Best Practices for Email Sending Addresses

Best Practices for Email Sending Addresses

When you send marketing email, your email sending address and display name tells your recipients who sent them the message. It is just as important as your subject line and can be a determining factor as to whether your email is opened or ignored.


Every single message you send is a touchpoint that leaves an impression on your customers and marks how they perceive your brand.
Build trust and encourage email opens by showing legitimacy through your sending address and authenticated domain.

Dos and Don’ts of Sender Names

In most situations, you want to use a brand name as your sending label so that your recipients can instantly recognize as yours. If your recipient gets an email from a name they don’t recognize, they have absolutely no reason to open that email.

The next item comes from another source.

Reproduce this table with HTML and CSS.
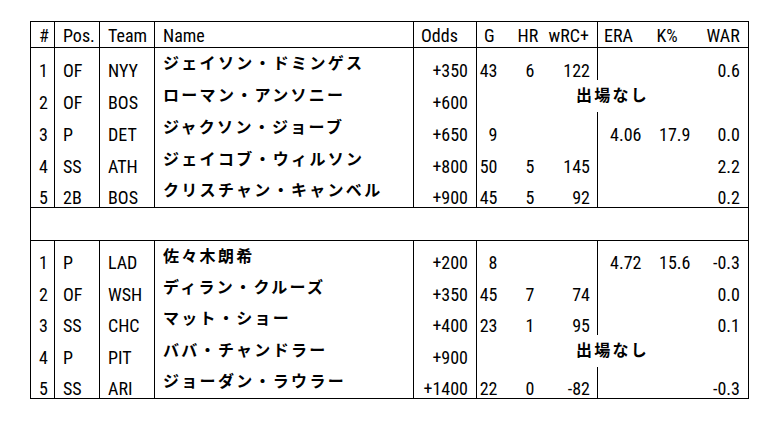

If you absolutely think using a person’s name will be your best bet, consider following it with a comma and the company the person is from, or use some other convention to get the company name in there.

You may also want to weigh your From name options based on the types of content you send. For example, if a personalized From name is always paired with generic, non-personalized or even transactional content, that one-to-one relationship with your contacts could slowly fade over time.

Here are a few more things to consider when choosing a From name:

  • Keep the name as short as possible while making sure it correctly reflects your brand.
  • Use slightly different names to differentiate among subscription categories or types of communication.

Dos and Don’ts of From Addresses

Now that your recipients have opened your message, you should reassure them with a credible From address so they know who the From name actually represents.

A common mistake marketers make is using a no-reply address, which is known to decrease response rates and overall deliverability as it suggests the relationship only goes one way.

“No reply” also deters recipients from wanting to add your address to their safe sender list or address book for the reason that it seems to be an invalid or unmonitored mailbox. Worse, if the mailbox is indeed invalid, you are losing out on all the valuable information you can find in out-of-office replies to help you clean up your lists.

Another bad mistake some marketers make when sending from an email service provider (ESP) is using a free webmail address such as @gmail.com or @yahoo.com.

Most of the major Internet service providers these days have DMARC policies in place, which enable them to tell all DMARC-compliant receiving servers to quarantine or reject a message that’s sent as their email address through a third party server (e.g. an ESP). As a result, using a free From address will most likely result in irregularly high bounces.

To further perfect your From address for your marketing email:

  • Make sure your From address matches your From name.
  • Use your main website domain or its subdomain (preferred). If it must be a separate domain, make sure the choice of wording matches the brand to maintain continuity.
  • Create different, descriptive From addresses that identify who you are and what you are sending (e.g. info@companyname.com, eClub@companyname.com).

As unimportant as the From name and From address may seem, they are small, but critical, building blocks for successful marketing and branding. Choosing them wisely, then staying relevant and consistent will pay off by getting more of your emails opened by the right people, and helping to protect your deliverability rates.